When the Dubuque Telegraph-Herald announced its 2009 First Citizen Award, the recipient came as no surprise-except, perhaps, to the recipient herself. Before retiring 12 years ago, Franciscan Sister Helen Huewe '61 had culminated a long career in health care as president and chief executive officer of Mercy Medical Center in Dubuque, Iowa. Yet it is her work in "retirement" that earned her this recognition.
Huewe's compassion for the less fortunate, whom she knew existed in the Dubuque area, drove her to coalesce community resources and establish Opening Doors in 1999 and Crescent Community Health Center in 2006. Inspired by the phrase "batteries not included," Huewe believes that, unlike most new toys, God provides everyone with a "battery" of His love with a lifetime guarantee. Using their battery in their lives is up to the individual.

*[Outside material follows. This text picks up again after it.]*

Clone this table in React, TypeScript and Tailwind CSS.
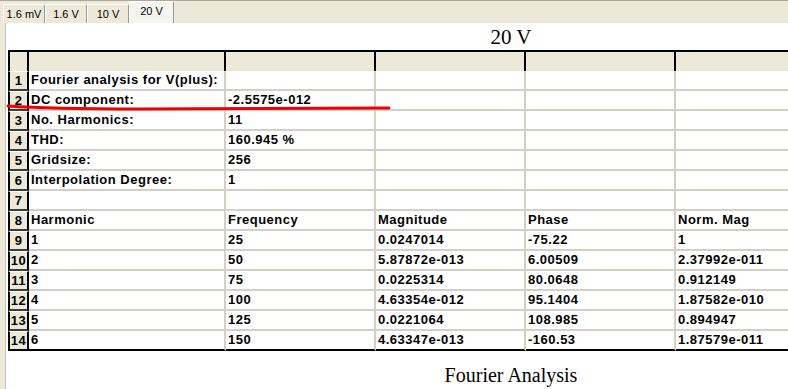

Opening Doors provides transitional housing to homeless women at two facilities, Maria House and Theresa Shelter. Crescent Community Health Center, which is a Federally Qualified Health Care center, offers medical and dental services on a sliding fee scale. The center saw more than 5,000 patients in 2009.
According to Huewe, such efforts all go toward helping to address what she sees as the greatest public need: creating educational opportunities and jobs for the underprivileged that will enable them to better themselves. "People in poverty have a different outlook on life," she says. "We are all one with the same DNA that makes us human- we just have different levels of privilege."
And ultimately, accolades such as the one she received from the Telegraph-Herald honor all "women religious" who have dedicated their daily lives to making the world a better place. Because seeing what God's "batteries" of love can inspire others to achieve, Huewe says, is their reward–as is it hers.